還是用來掩飾我們對性的欲望嗎?還是說它是身體戲弄我們去繁衍后代的一個手段?
Is it all we need? Do we need it at all?
愛是一切嗎?我們真的需要愛嗎?
If romantic love has a purpose, neither science nor psychology has discovered it yet.
如果說愛情是有目的,自然科學和心理學上至今卻對此都沒什么發展。
But over the course of history, some of our most respected philosophers have put forward some intriguing theories.
但在歷史的長河中,一些我們敬佩的哲學家曾推出過一些有趣的理論。
Love makes us whole, again.
愛情使我們再一次變得完整。
The ancient Greek philosopher Plato explored the idea that we love in order to become complete.
古希臘哲學家柏拉圖探索了“愛讓我們變得完整”這一理念。
In his "Symposium", he wrote about a dinner party, at which Aristophanes, a comic playwright, regales the guests with the following story: humans were once creatures with four arms, four legs, and two faces.
在《會飲篇》中,他描述了一個晚餐派對,派對上,一位喜劇作家,阿里斯托芬,講了如下這個故事來娛樂在場的賓客:人類曾是擁有四個臂膀,四條腿和兩張臉的生物。
One day, they angered the gods, and Zeus sliced them all in two.
有一天,他們惹到了眾神,于是宙斯就把他們都一劈兩半。
Since then, every person has been missing half of him or herself.
從此以后,每個人都缺失著自己的另一半。

Love is the longing to find a soulmate who'll make us feel whole again, or, at least, that's what Plato believed a drunken comedian would say at a party.
愛是渴望找到一個能讓我們再次感到完整的靈魂伴侶。

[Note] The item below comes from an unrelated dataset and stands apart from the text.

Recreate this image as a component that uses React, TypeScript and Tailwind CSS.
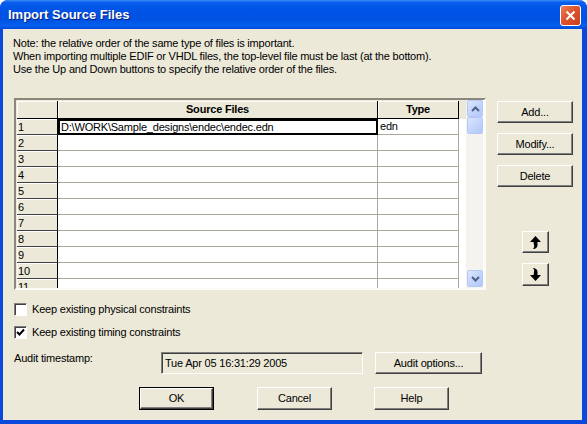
import React from "react";

const btn =
  "flex items-center justify-center bg-[#ECE9D8] border border-t-white border-l-white border-b-[#404040] border-r-[#404040] shadow-[inset_-1px_-1px_0_#808080] text-[11px] text-black";

function Btn({ label, className }: { label: React.ReactNode; className: string }) {
  return <div className={`${btn} ${className}`}>{label}</div>;
}

function UpArrow({ flip }: { flip?: boolean }) {
  return (
    <svg width="11" height="13" viewBox="0 0 11 13" className={flip ? "-scale-y-100" : ""}>
      <path d="M5.5 0 L11 6 L7.5 6 L7.5 9 Q7.5 12 4 13 L3 13 Q5 11 4 9 L3.5 6 L0 6 Z" fill="#000" />
    </svg>
  );
}

function ScrollBtn({ dir }: { dir: "up" | "down" | "none" }) {
  return (
    <div className="w-[16px] h-[17px] ml-[1px] rounded-[2px] border border-[#B4C8F5] bg-[linear-gradient(135deg,#DCE7FE_0%,#C4D5FB_50%,#B3C8F8_100%)] flex items-center justify-center">
      {dir !== "none" && (
        <svg width="9" height="6" viewBox="0 0 9 6">
          <path
            d={dir === "up" ? "M1 5 L4.5 1.5 L8 5" : "M1 1 L4.5 4.5 L8 1"}
            stroke="#4D6185"
            strokeWidth="2"
            fill="none"
          />
        </svg>
      )}
    </div>
  );
}

export default function App() {
  const rows = Array.from({ length: 11 }, (_, i) => i + 1);
  return (
    <div className="w-[587px] h-[424px] bg-white overflow-hidden font-['Liberation_Sans',Arial,sans-serif] text-black">
      <div className="w-full h-full flex flex-col rounded-t-[8px] bg-[#0B48DC] overflow-hidden">
        {/* Title bar */}
        <div className="h-[29px] shrink-0 flex items-center justify-between pl-[8px] pr-[6px] bg-[linear-gradient(180deg,#3C8CF7_0%,#0A5FEE_8%,#0054E6_30%,#0052E2_70%,#0560F0_88%,#0049D8_100%)]">
          <span className="text-white font-bold text-[13px] [text-shadow:1px_1px_0_#0A1E7A]">
            Import Source Files
          </span>
          <div className="w-[21px] h-[21px] mt-[1px] rounded-[3px] border border-white bg-[linear-gradient(135deg,#E9805F_0%,#E0532D_45%,#C8401A_100%)] flex items-center justify-center">
            <svg width="11" height="11" viewBox="0 0 11 11">
              <path d="M1.5 1.5 L9.5 9.5 M9.5 1.5 L1.5 9.5" stroke="#fff" strokeWidth="2" />
            </svg>
          </div>
        </div>

        {/* Client */}
        <div className="flex-1 ml-[3px] mr-[5px] mb-[4px] bg-[#ECE9D8] flex flex-col text-[11px] tracking-[-0.2px]">
          <div className="pl-[10px] pt-[8px] leading-[13px]">
            <div>Note: the relative order of the same type of files is important.</div>
            <div>When importing multiple EDIF or VHDL files, the top-level file must be last (at the bottom).</div>
            <div>Use the Up and Down buttons to specify the relative order of the files.</div>
          </div>

          <div className="flex mt-[22px] ml-[11px]">
            {/* Table frame */}
            <div className="w-[472px] h-[192px] border-2 border-t-[#8A877B] border-l-[#8A877B] border-b-[#FBFBF8] border-r-[#FBFBF8] flex">
              <div className="w-[450px] h-full bg-[#ECE9D8] pt-[1px] pl-[1px] flex flex-col overflow-hidden">
                {/* header */}
                <div className="flex h-[18px] shrink-0 font-bold">
                  <div className="w-[41px] h-full border-r border-b border-black shadow-[inset_1px_1px_0_#fff]" />
                  <div className="w-[320px] h-full border-r border-b border-black shadow-[inset_1px_1px_0_#fff] flex items-center justify-center">
                    Source Files
                  </div>
                  <div className="w-[81px] h-full border-r border-b border-black shadow-[inset_1px_1px_0_#fff] flex items-center justify-center">
                    Type
                  </div>
                  <div className="flex-1" />
                </div>
                {rows.map((n) => (
                  <div key={n} className="flex h-[16px] shrink-0 bg-white">
                    <div className="w-[41px] h-full bg-[#ECE9D8] border-r border-b border-r-black border-b-[#404040] shadow-[inset_1px_1px_0_#fff] pl-[1px] leading-[16px]">
                      {n}
                    </div>
                    {n === 1 ? (
                      <div className="w-[320px] h-full border-2 border-black pl-[1px] leading-[12px] overflow-hidden whitespace-nowrap">
                        D:\WORK\Sample_designs\endec\endec.edn
                      </div>
                    ) : (
                      <div className="w-[320px] h-full border-r border-b border-[#ACA899]" />
                    )}
                    <div className="w-[81px] h-full border-r border-b border-[#ACA899] pl-[2px] leading-[15px]">
                      {n === 1 ? "edn" : ""}
                    </div>
                    <div className="flex-1" />
                  </div>
                ))}
              </div>
              {/* scrollbar */}
              <div className="w-[17px] h-full bg-[#F4F3EE] flex flex-col pb-[1px]">
                <ScrollBtn dir="up" />
                <ScrollBtn dir="none" />
                <div className="flex-1" />
                <ScrollBtn dir="down" />
              </div>
              <div className="w-[1px] h-full bg-white" />
            </div>

            {/* right buttons */}
            <div className="ml-[11px] pt-[3px] flex flex-col">
              <Btn label="Add..." className="w-[76px] h-[22px]" />
              <Btn label="Modify..." className="w-[76px] h-[22px] mt-[10px]" />
              <Btn label="Delete" className="w-[76px] h-[22px] mt-[10px]" />
              <Btn label={<UpArrow />} className="w-[27px] h-[22px] mt-[44px] ml-[25px]" />
              <Btn label={<UpArrow flip />} className="w-[27px] h-[23px] mt-[10px] ml-[25px]" />
            </div>
          </div>

          {/* checkboxes */}
          <div className="flex items-center ml-[11px] mt-[13px] h-[13px]">
            <div className="w-[13px] h-[13px] bg-white border border-t-[#808080] border-l-[#808080] border-b-white border-r-white shadow-[inset_1px_1px_0_#404040]" />
            <span className="ml-[5px]">Keep existing physical constraints</span>
          </div>
          <div className="flex items-center ml-[11px] mt-[10px] h-[13px]">
            <div className="w-[13px] h-[13px] bg-white border border-t-[#808080] border-l-[#808080] border-b-white border-r-white shadow-[inset_1px_1px_0_#404040] flex items-center justify-center">
              <svg width="9" height="9" viewBox="0 0 9 9">
                <path d="M1 4 L3.5 6.5 L8 1.5" stroke="#000" strokeWidth="2" fill="none" />
              </svg>
            </div>
            <span className="ml-[5px]">Keep existing timing constraints</span>
          </div>

          {/* audit row */}
          <div className="flex items-start ml-[11px] mt-[13px]">
            <div className="w-[147px] leading-[13px]">Audit timestamp:</div>
            <div className="w-[202px] h-[22px] border border-t-[#808080] border-l-[#808080] border-b-white border-r-white shadow-[inset_1px_1px_0_#404040] flex items-center pl-[3px] bg-[#ECE9D8]">
              Tue Apr 05 16:31:29 2005
            </div>
            <Btn label="Audit options..." className="w-[107px] h-[22px] ml-[12px]" />
          </div>

          {/* bottom buttons */}
          <div className="flex ml-[136px] mt-[13px]">
            <div className="w-[75px] h-[23px] border border-black flex">
              <Btn label="OK" className="flex-1 h-full" />
            </div>
            <Btn label="Cancel" className="w-[75px] h-[23px] ml-[43px]" />
            <Btn label="Help" className="w-[75px] h-[23px] ml-[42px]" />
          </div>
        </div>
      </div>
    </div>
  );
}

至少,這是柏拉圖所相信的一個喝醉的喜劇演員在派對上講的話。
Love tricks us into having babies.
愛哄騙著我們有了小寶寶。
Much, much later, German philosopher Arthur Schopenhauer maintained that love based in sexual desire was a voluptuous illusion.

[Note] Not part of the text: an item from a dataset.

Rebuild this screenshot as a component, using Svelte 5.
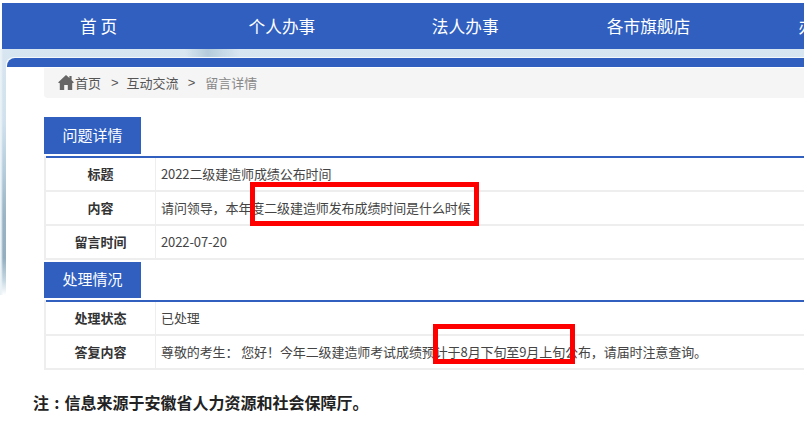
<script>
  const navItems = ['首 页', '个人办事', '法人办事', '各市旗舰店', '办事大厅']

  const detailRows = [
    { label: '标题', value: '2022二级建造师成绩公布时间' },
    { label: '内容', value: '请问领导，本年度二级建造师发布成绩时间是什么时候' },
    { label: '留言时间', value: '2022-07-20' },
  ]

  const replyRows = [
    { label: '处理状态', value: '已处理' },
    {
      label: '答复内容',
      value: '尊敬的考生： 您好！今年二级建造师考试成绩预计于8月下旬至9月上旬公布，请届时注意查询。',
    },
  ]
</script>

<div class="page">
  <nav class="nav">
    {#each navItems as item}
      <span class="nav-item">{item}</span>
    {/each}
  </nav>

  <div class="backdrop">
    <div class="panel">
      <div class="band"></div>
      <div class="content">
        <div class="crumbs">
          <svg class="home" viewBox="0 0 16 15" width="16" height="15" aria-hidden="true">
            <path d="M8 0 L11.4 3 L11.4 1 L13.6 1 L13.6 5 L16 7.4 L14.2 8.2 L14.2 15 L9.8 15 L9.8 10 L6.2 10 L6.2 15 L1.8 15 L1.8 8.2 L0 7.4 Z" fill="#666" />
          </svg>
          <span class="crumb">首页</span>
          <span class="sep">&gt;</span>
          <span class="crumb">互动交流</span>
          <span class="sep">&gt;</span>
          <span class="crumb current">留言详情</span>
        </div>

        <div class="tab first">问题详情</div>
        <table class="info">
          <tbody>
            {#each detailRows as row}
              <tr>
                <th>{row.label}</th>
                <td>{row.value}</td>
              </tr>
            {/each}
          </tbody>
        </table>

        <div class="tab second">处理情况</div>
        <table class="info">
          <tbody>
            {#each replyRows as row}
              <tr>
                <th>{row.label}</th>
                <td>{row.value}</td>
              </tr>
            {/each}
          </tbody>
        </table>
      </div>
    </div>
  </div>

  <p class="note">注 : 信息来源于安徽省人力资源和社会保障厅。</p>

  <div class="mark mark-question"></div>
  <div class="mark mark-answer"></div>
</div>

<style>
  :global(body) {
    margin: 0;
    background: #fff;
  }

  .page {
    position: relative;
    width: 804px;
    height: 424px;
    overflow: hidden;
    padding-top: 3px;
    box-sizing: border-box;
    font-family: "Noto Sans CJK SC", "Liberation Sans", sans-serif;
  }

  .nav {
    display: flex;
    height: 46px;
    margin-left: 2px;
    padding-left: 5px;
    background: #305fbf;
    white-space: nowrap;
    overflow: hidden;
  }

  .nav-item {
    flex: 0 0 183.3px;
    text-align: center;
    font-size: 16.7px;
    line-height: 46px;
    color: #fff;
  }

  .backdrop {
    padding: 8px 0 0 7px;
    background-repeat: no-repeat;
    background-size: 100% 8px, 7px 246px, 100% 246px;
    background-image:
      linear-gradient(90deg, transparent 185px, #b4cbdb 208px, #c4d8e6 222px, transparent 240px),
      linear-gradient(90deg, #eaf2f7 0, #eaf2f7 1px, transparent 3px),
      linear-gradient(180deg, #d8e6f1 0, #d0e1ed 30%, #b4ccdb 50%, #9ab4c5 68%, #93aebf 85%, #c5d7e2 94%, #fff 100%);
  }

  .panel {
    background: #fff;
    border-top: 1px solid #f4f8fb;
    border-left: 1px solid #fff;
    margin-left: -1px;
    border-top-left-radius: 8px;
  }

  .band {
    height: 9px;
    background: #305fbf;
    border-top-left-radius: 8px;
  }

  .content {
    padding: 1px 0 0 37px;
  }

  .crumbs {
    display: flex;
    align-items: center;
    height: 30px;
    padding: 0 0 2px 14px;
    box-sizing: border-box;
    background: #f5f5f5;
    border-bottom-left-radius: 4px;
    font-size: 13px;
    color: #555;
  }

  .home {
    margin: 1px 1px 0 0;
  }

  .sep {
    margin: 0 8px 0 10px;
    font-family: "Liberation Sans", sans-serif;
  }

  .sep + .crumb + .sep {
    margin-left: 9px;
    margin-right: 10px;
  }

  .crumb.current {
    color: #888;
  }

  .tab {
    width: 97px;
    height: 37px;
    line-height: 35px;
    text-align: center;
    font-size: 15px;
    color: #fff;
    background: #305fbf;
  }

  .tab.first {
    margin-top: 19px;
  }

  .tab.second {
    height: 36px;
    line-height: 34px;
    margin-top: 2px;
  }

  .info {
    width: 100%;
    margin-top: 2px;
    border-collapse: collapse;
    border-top: 2px solid #305fbf;
    font-size: 13px;
    color: #444;
  }

  .info th,
  .info td {
    height: 30px;
    padding: 0 0 2px;
    border: 2px solid #eee;
    border-top: 0;
    border-right: 0;
    font-weight: 400;
  }

  .info th {
    width: 109px;
    text-align: center;
    font-weight: 700;
    color: #333;
  }

  .info td {
    padding-left: 5px;
    border-left-width: 1px;
    letter-spacing: -0.1px;
  }

  .note {
    margin: 20px 0 0 33px;
    font-size: 16px;
    line-height: 24px;
    font-weight: 700;
    word-spacing: 1.5px;
    color: #222;
    white-space: nowrap;
  }

  .mark {
    position: absolute;
    box-sizing: border-box;
    border: 5px solid #f00;
  }

  .mark-question {
    left: 250px;
    top: 182px;
    width: 229px;
    height: 44px;
  }

  .mark-answer {
    left: 433px;
    top: 324px;
    width: 142px;
    height: 40px;
  }
</style>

很久很久以后,德國的哲學家亞瑟·叔本華堅稱愛是基于性欲的,它是一種撩人的幻想。
He suggested that we love because our desires lead us to believe that another person will make us happy, but we are sorely mistaken.
他提出我們相愛是因為我們的欲望引導,我們相信另外一個人能讓我們快樂,但我們其實錯了。
Nature is tricking us into procreating, and the loving fusion we seek is consummated in our children.
我們的本性在誘使著我們繁衍后代,我們所尋找的愛的融合生出我們的兒女。
When our sexual desires are satisfied, we are thrown back into our tormented existences, and we succeed only in maintaining the species and perpetuating the cycle of human drudgery.
當我們的性欲得到滿足時,我們會重返我們痛苦焦灼的存在,我們繁衍只是為了延續我們的種族,然后持續循環著這人生的痛苦。
Sounds like somebody needs a hug.
聽著好像有人需要抱抱了呢。
Love is escape from our loneliness.
愛是從孤單中的解脫。
According to the Nobel Prize-winning British philosopher Bertrand Russell, we love in order to quench our physical and psychological desires.
根據諾貝爾獲獎者,英國哲學家,博特蘭·羅素所言,我們用愛來慰藉我們身體和心理上的欲望。
Humans are designed to procreate, but without the ecstasy of passionate love, sex is unsatisfying.
人類生來就是為了繁衍的,但沒有充滿激情的愛來做迷幻劑的話,性也是無法令人滿足的。
Our fear of the cold, cruel world tempts us to build hard shells to protect and isolate ourselves.
我們對冰冷又殘酷的恐懼促使我們修煉出堅硬的外殼來保護并隔絕我們自己。